Let’s Neatly Stack Anxiety’s Sweaters

Johnathan Swift’s essay, A Modest Proposal, was a brilliant satire, designed to expose and mock callous attitudes to the poor in 18th Century Ireland. [Spoiler Alert!] Swifts’ solution to abject poverty was intentionally untenable, the eating of children. Swift took aim at those who would try to offer quick-fix schemes and cure-all-solutions in the face of real economic, social predicaments, and he lambasted the commodification of the poor. 

Like Swift, we too live in age where the poor and marginalized are commodified, and devalued by those in power. Refugees are called terrorists, migrants are called very bad people, rural Americans are denounced as hicks and rednecks, people of color are dismissed as thugs, welfare recipients are declared a drain on our economy, and the LGBTQIA are decried for destroying tradition.  But when people are routinely robbed of  their value, it isn’t too long before we hear demands for  their sacrifice (and we’re okay with it). The real horror of Swift’s proposal wasn’t the graphic description of raising children as livestock. The horror was that poor children, and the marginalized, were already laying their lives down to keep the reigning aristocracy well-fed. Swift’s modest proposal was “why don’t we do the things we are already doing to the poor?” It was satire, but it laid bare the upheaval and classism of 18th Century Ireland. And it’s true for us as well. 

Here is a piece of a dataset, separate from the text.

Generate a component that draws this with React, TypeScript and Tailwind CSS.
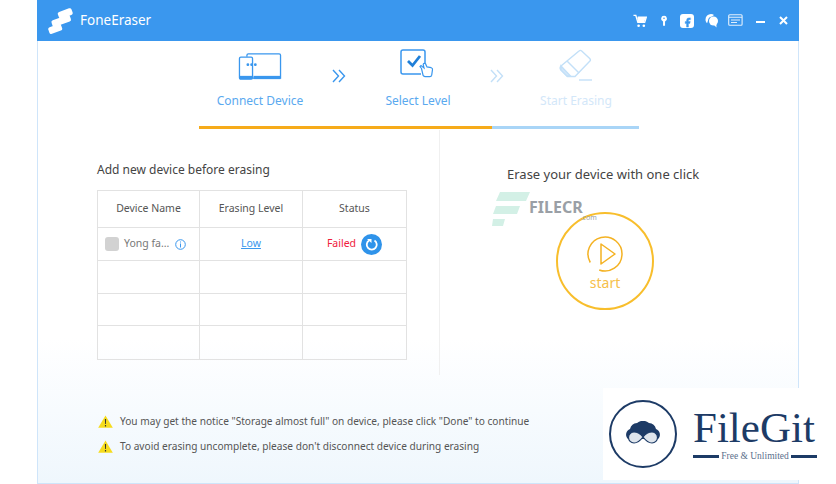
import { Facebook } from "lucide-react";

const font = "font-['Noto_Sans','Liberation_Sans',sans-serif]";

function LogoMark() {
  return (
    <svg width="26" height="26" viewBox="0 0 26 26" fill="#fff">
      <rect x="10" y="2" width="14.500" height="7" rx="2" transform="rotate(-20 17 5.500)" />
      <rect x="3.500" y="9.500" width="19.500" height="7" rx="2" transform="rotate(-20 13 13)" />
      <rect x="0.500" y="17.500" width="13.500" height="7" rx="2" transform="rotate(-20 7 21)" />
    </svg>
  );
}

function HeaderIcons() {
  return (
    <div className="flex items-center text-white">
      <svg width="14" height="14" viewBox="0 0 15 15" fill="#fff">
        <path d="M0.500 1.500h2.500l2.200 7.500h7.300l1.700-5.500H5" fill="none" stroke="#fff" strokeWidth="1.500" />
        <path d="M4.500 4h9l-1.600 4.800H5.600z" />
        <circle cx="6" cy="12.600" r="1.400" />
        <circle cx="11.600" cy="12.600" r="1.400" />
      </svg>
      <svg width="8" height="14" viewBox="0 0 10 15" fill="#fff" className="ml-[13px]">
        <path d="M5 1a3.600 3.600 0 0 1 1.300 7v5.500H3.800V8A3.600 3.600 0 0 1 5 1z" />
        <circle cx="5" cy="4" r="1" fill="#3a97ee" />
      </svg>
      <div className="ml-[12px] flex h-[14px] w-[14px] items-end justify-center rounded-[3px] bg-white">
        <Facebook size={11} fill="#3a97ee" stroke="#3a97ee" strokeWidth={1} />
      </div>
      <svg width="15" height="15" viewBox="0 0 15 15" fill="#fff" className="ml-[10px]">
        <path d="M7 1a5.500 5.500 0 0 0-5.500 5.500c0 1.600.6 2.800 1.600 3.800L4 7.500C4 5.500 5.500 3.500 8 3.400L10 2A6 6 0 0 0 7 1z" />
        <circle cx="9.500" cy="8" r="4.500" />
        <path d="M10 12l2.500 2.500-.2-4z" />
      </svg>
      <svg width="15" height="13" viewBox="0 0 15 13" fill="none" stroke="#fff" strokeWidth="1.100" opacity="0.85" className="ml-[9px]">
        <rect x="0.700" y="0.700" width="13.400" height="10.600" rx="1" />
        <path d="M0.700 3.300h13.400M3 6h9M3 8.500h6" />
      </svg>
      <div className="ml-[13px] mt-[3px] h-[2px] w-[9px] bg-white" />
      <svg width="9" height="9" viewBox="0 0 9 9" stroke="#fff" strokeWidth="2" className="ml-[14px]">
        <path d="M1 1l7 7M8 1l-7 7" />
      </svg>
    </div>
  );
}

function ConnectIcon() {
  return (
    <svg width="44" height="28" viewBox="0 0 46 30" fill="none" stroke="#3a97ee" strokeWidth="1.400" className="mb-[2px]">
      <path d="M9 4V2.500A1.500 1.500 0 0 1 10.500 1h33A1.500 1.500 0 0 1 45 2.500V27H15" />
      <rect x="1" y="4.500" width="14" height="23.500" rx="1.500" fill="#fff" />
      <rect x="1" y="24.500" width="13.500" height="3.500" fill="#3a97ee" stroke="none" />
      <rect x="16" y="24.500" width="29" height="3.500" fill="#3a97ee" stroke="none" />
      <circle cx="10" cy="12.500" r="0.800" fill="#3a97ee" />
      <circle cx="14" cy="12.500" r="0.800" fill="#3a97ee" />
      <circle cx="18" cy="12.500" r="0.800" fill="#3a97ee" />
    </svg>
  );
}

function LevelIcon() {
  return (
    <svg width="36" height="34" viewBox="0 0 36 34" fill="none" stroke="#3a97ee" strokeWidth="1.500">
      <path d="M21 25H3a2 2 0 0 1-2-2V3a2 2 0 0 1 2-2h20a2 2 0 0 1 2 2v12" />
      <path d="M8 12l4.500 4.500L20 7" strokeWidth="2.800" stroke="#1f7fd8" />
      <path
        d="M21.500 19.500l-1.500-2 1-1 3 2.500-.8-3.500a1.300 1.300 0 0 1 2.400-.6l1.400 3 4.200.8c1 .3 1.500 1 1.300 2l-.8 5.500c-.2 1-.8 1.500-1.800 1.500h-4.500c-1 0-1.700-.5-2.300-1.300z"
        fill="#fff"
        strokeWidth="1.200"
      />
    </svg>
  );
}

function EraseIcon() {
  return (
    <svg width="34" height="34" viewBox="0 0 34 34" fill="none" stroke="#c3e0f8" strokeWidth="1.400">
      <path d="M20 2a2 2 0 0 1 2.700 0l8 7.500a2 2 0 0 1 0 2.800L16 27.500H8.500L2 21a3 3 0 0 1 0-4z" />
      <path d="M8 12l12 12" />
      <path d="M2 17l9.500 10H8L2 21z" fill="#d3e8fa" />
      <path d="M20 31h13" />
    </svg>
  );
}

function Chevrons({ faded }: { faded?: boolean }) {
  const color = faded ? "#c3e0f8" : "#3a97ee";
  return (
    <svg width="14" height="14" viewBox="0 0 14 14" fill="none" stroke={color} strokeWidth="1.400">
      <path d="M1 1l5.500 6L1 13M7 1l5.500 6L7 13" />
    </svg>
  );
}

function WarnIcon() {
  return (
    <svg width="15" height="13" viewBox="0 0 15 13" className="shrink-0">
      <path d="M7.500 0.500L14.800 12.800H0.200z" fill="#f6dc1d" />
      <path d="M6.900 4h1.200l-.2 5H7.100zM6.900 10h1.200v1.400H6.900z" fill="#333" />
    </svg>
  );
}

const rows = [0, 1, 2];

function DeviceTable() {
  return (
    <div className="w-[310px] border border-[#e2e2e2] text-[10.500px] text-[#555]">
      <div className="grid h-[37px] grid-cols-[102px_103px_1fr] items-center border-b border-[#e2e2e2] text-center">
        <div className="flex h-full items-center justify-center border-r border-[#e2e2e2]">Device Name</div>
        <div className="flex h-full items-center justify-center border-r border-[#e2e2e2]">Erasing Level</div>
        <div>Status</div>
      </div>
      <div className="grid h-[33px] grid-cols-[102px_103px_1fr] items-center border-b border-[#e2e2e2]">
        <div className="flex h-full items-center border-r border-[#e2e2e2] pl-[7px]">
          <div className="h-[14px] w-[14px] rounded-[3px] bg-[#d2d2d2]" />
          <span className="ml-[5px] text-[#777]">Yong fa...</span>
          <svg width="11" height="11" viewBox="0 0 11 11" fill="none" stroke="#3a97ee" className="ml-[6px]">
            <circle cx="5.500" cy="5.500" r="4.800" />
            <path d="M5.500 4.500v4M5.500 2.500v1" />
          </svg>
        </div>
        <div className="flex h-full items-center justify-center border-r border-[#e2e2e2] text-[#3a97ee] underline">
          Low
        </div>
        <div className="flex items-center justify-center gap-[5px]">
          <span className="text-[#f0203c]">Failed</span>
          <svg width="21" height="21" viewBox="0 0 21 21">
            <circle cx="10.500" cy="10.500" r="10.500" fill="#2f93ea" />
            <path d="M8 6.500a5 5 0 1 0 5.500 0" fill="none" stroke="#fff" strokeWidth="1.800" />
            <path d="M6 5h4.500v4z" fill="#fff" />
          </svg>
        </div>
      </div>
      {rows.map((r) => (
        <div key={r} className="grid h-[32.500px] grid-cols-[102px_103px_1fr] border-b border-[#e2e2e2] last:border-b-0">
          <div className="border-r border-[#e2e2e2]" />
          <div className="border-r border-[#e2e2e2]" />
          <div />
        </div>
      ))}
    </div>
  );
}

function StartButton() {
  return (
    <div className="flex h-[98px] w-[98px] flex-col items-center rounded-full border-2 border-[#f8be2c] bg-white pt-[21px]">
      <svg width="38" height="38" viewBox="0 0 38 38" fill="none" stroke="#f4b223" strokeWidth="1.500">
        <path d="M4.280 27.500A17 17 0 1 1 13.190 34.970" />
        <path d="M15 9l14 10-14 10z" strokeLinejoin="round" />
      </svg>
      <span className="mt-[2px] text-[14px] leading-[16px] text-[#f6c04a]">start</span>
    </div>
  );
}

function FileGitBadge() {
  return (
    <div className="absolute left-[603px] top-[388px] flex h-[92px] w-[217px] items-center bg-white pl-[6px]">
      <div className="flex h-[68px] w-[68px] items-center justify-center rounded-full border-2 border-[#1d3b66]">
        <svg width="36" height="26" viewBox="0 0 36 26">
          <path
            d="M3 18a6 6 0 0 1 2-10 8 8 0 0 1 7-6 10 10 0 0 1 12 0 8 8 0 0 1 7 6 6 6 0 0 1 2 10z"
            fill="#1d3b66"
          />
          <path
            d="M18 16c-3-4-6-5-9-5a5.500 5.500 0 0 0 0 11c3 0 6-2 9-6 3 4 6 6 9 6a5.500 5.500 0 0 0 0-11c-3 0-6 1-9 5z"
            fill="#dfe5ec"
            stroke="#1d3b66"
            strokeWidth="1.200"
          />
        </svg>
      </div>
      <div className="ml-[16px] flex w-[124px] flex-col">
        <span className="font-['Liberation_Serif',serif] text-[43px] leading-[42px] whitespace-nowrap text-[#1d3b66]">FileGit</span>
        <div className="mt-[2px] flex items-center gap-[2px]">
          <div className="h-[3px] flex-1 bg-[#1d3b66]" />
          <span className="font-['Liberation_Serif',serif] text-[9.500px] leading-[10px] whitespace-nowrap text-[#5b6f8b]">
            Free &amp; Unlimited
          </span>
          <div className="h-[3px] flex-1 bg-[#1d3b66]" />
        </div>
      </div>
    </div>
  );
}

function Watermark() {
  return (
    <div className="absolute left-[492px] top-[192px] flex">
      <svg width="38" height="35" viewBox="0 0 38 35" fill="#d3f0e6">
        <path d="M8 0h30l-4 9H4zM4 14h24l-3 8H1zM1 27h12l-2 7H0z" />
      </svg>
      <div className="relative ml-[-1px] mt-[6px] text-[16px] font-bold leading-[18px] text-[#9a9fa6]">
        FILECR
        <span className="absolute right-[-14px] top-[15px] text-[7px] font-normal leading-[9px]">
          .com
        </span>
      </div>
    </div>
  );
}

export default function App() {
  return (
    <div className={`relative h-[484px] w-[836px] overflow-hidden bg-white pl-[37px] ${font}`}>
      <div className="flex h-[484px] w-[762px] flex-col border-x border-b border-[#cfe5fa] bg-gradient-to-b from-white from-70% to-[#eff7fd]">
        <header className="mx-[-1px] flex h-[41px] shrink-0 items-center justify-between bg-[#3a97ee] pl-[11px] pr-[11px]">
          <div className="flex items-center gap-[6px]">
            <LogoMark />
            <span className="text-[13.500px] text-white">FoneEraser</span>
          </div>
          <HeaderIcons />
        </header>

        <div className="relative flex h-[89px] shrink-0 flex-col items-center">
          <div className="mt-[8px] flex h-[60px] items-start">
            <div className="flex w-[100px] flex-col items-center">
              <div className="flex h-[34px] items-end"><ConnectIcon /></div>
              <span className="mt-[10px] text-[12px] leading-[16px] text-[#5aa9ef]">Connect Device</span>
            </div>
            <div className="mt-[20px] flex w-[58px] justify-center"><Chevrons /></div>
            <div className="flex w-[100px] flex-col items-center">
              <div className="flex h-[34px] items-end"><LevelIcon /></div>
              <span className="mt-[10px] text-[12px] leading-[16px] text-[#5aa9ef]">Select Level</span>
            </div>
            <div className="mt-[20px] flex w-[58px] justify-center"><Chevrons faded /></div>
            <div className="flex w-[100px] flex-col items-center">
              <div className="flex h-[34px] items-end"><EraseIcon /></div>
              <span className="mt-[10px] text-[12px] leading-[16px] text-[#d3e7f9]">Start Erasing</span>
            </div>
          </div>
          <div className="absolute left-[161px] top-[85px] flex h-[3px] w-[440px]">
            <div className="w-[293px] bg-[#f6ab1a]" />
            <div className="flex-1 bg-[#a9d5f7]" />
          </div>
        </div>

        <div className="flex h-[245px] shrink-0">
          <section className="w-[402px] border-r border-[#f0f0f0] pl-[59px] pt-[31px]">
            <h2 className="text-[12px] font-normal leading-[18px] text-[#444]">Add new device before erasing</h2>
            <div className="mt-[11px]"><DeviceTable /></div>
          </section>
          <section className="flex flex-1 flex-col pl-[67px] pt-[34px]">
            <h2 className="text-[13px] font-normal leading-[20px] text-[#444]">Erase your device with one click</h2>
            <div className="ml-[49px] mt-[28px]"><StartButton /></div>
          </section>
        </div>

        <div className="flex flex-col gap-[9px] pl-[60px] pt-[38px] text-[10.150px] leading-[16px] text-[#555]">
          <div className="flex items-center gap-[7px]">
            <WarnIcon />
            <span>You may get the notice "Storage almost full" on device, please click "Done" to continue</span>
          </div>
          <div className="flex items-center gap-[7px]">
            <WarnIcon />
            <span>To avoid erasing uncomplete, please don't disconnect device during erasing</span>
          </div>
        </div>
      </div>
      <Watermark />
      <FileGitBadge />
    </div>
  );
}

Joy Ladin is the David and Ruth Gottesman Chair in English at Stern College for Women at Yeshiva University Modest Proposal. She is the first openly transgender woman employed by an Orthodox Jewish University. Her poem Modest Proposal lacks the biting irony of Swift’s essay. She is more straight forward, in her proposal:

Let’s not kill or die today.
Let’s make angels out of yarn, men of snow, mashed potato animals
that smile as we spoon
their eyes of melted butter.

Instead of killing ourselves or one another,
let’s neatly stack anxiety’s sweaters
and scratch our itchy trigger fingers
by whittling turtles for our mothers,

or pretending to understand Heidegger,
or imagining the sexual embrace
through which time and space
first conceived of matter.

If we still aren’t over killing and dying,
we can search the stacks for library books
that haven’t circulated in generations
and savor the mold

that spores their spines
the way wine snobs savor the nose
of vintage wines bottled
between wars to end all wars.

Look, we’ve played all day
and haven’t spilled a drop of blood
apart from the occasional paper cut.
In an hour or two, when it’s very dark,

let’s make up stories out of stars,
and fill them with all the killing and dying
we didn’t do today, except in our imaginations.
Let’s pull our comforters over our heads

and sing ourselves to sleep
like good little civilizations.


From The Future Is Trying to Tell Us Something: New and Selected Poems (Sheep Meadow Press, 2017). Copyright © 2017 by Joy Ladin. 

Ladin isn’t being ironic here. She’s exploring the “what if,” wondering, “what if we stopped wars and violence, brave sacrifices and wounding one another? What if instead we were free to play, explore, read old books—savoring their mold—, make stories out of stars, pull the covers over our heads and sing ourselves to sleep?”

It sounds idyllic and unattainable, even less plausible than Swift’s gory satire. We want peace, and celebrate the laying down of arms, provided that the other side lays theirs down first. I like Ladin’s proposal, but it is less modest than Swift’s. He told us what we were doing, she asks us to change. 

But isn’t this something we’ve read before?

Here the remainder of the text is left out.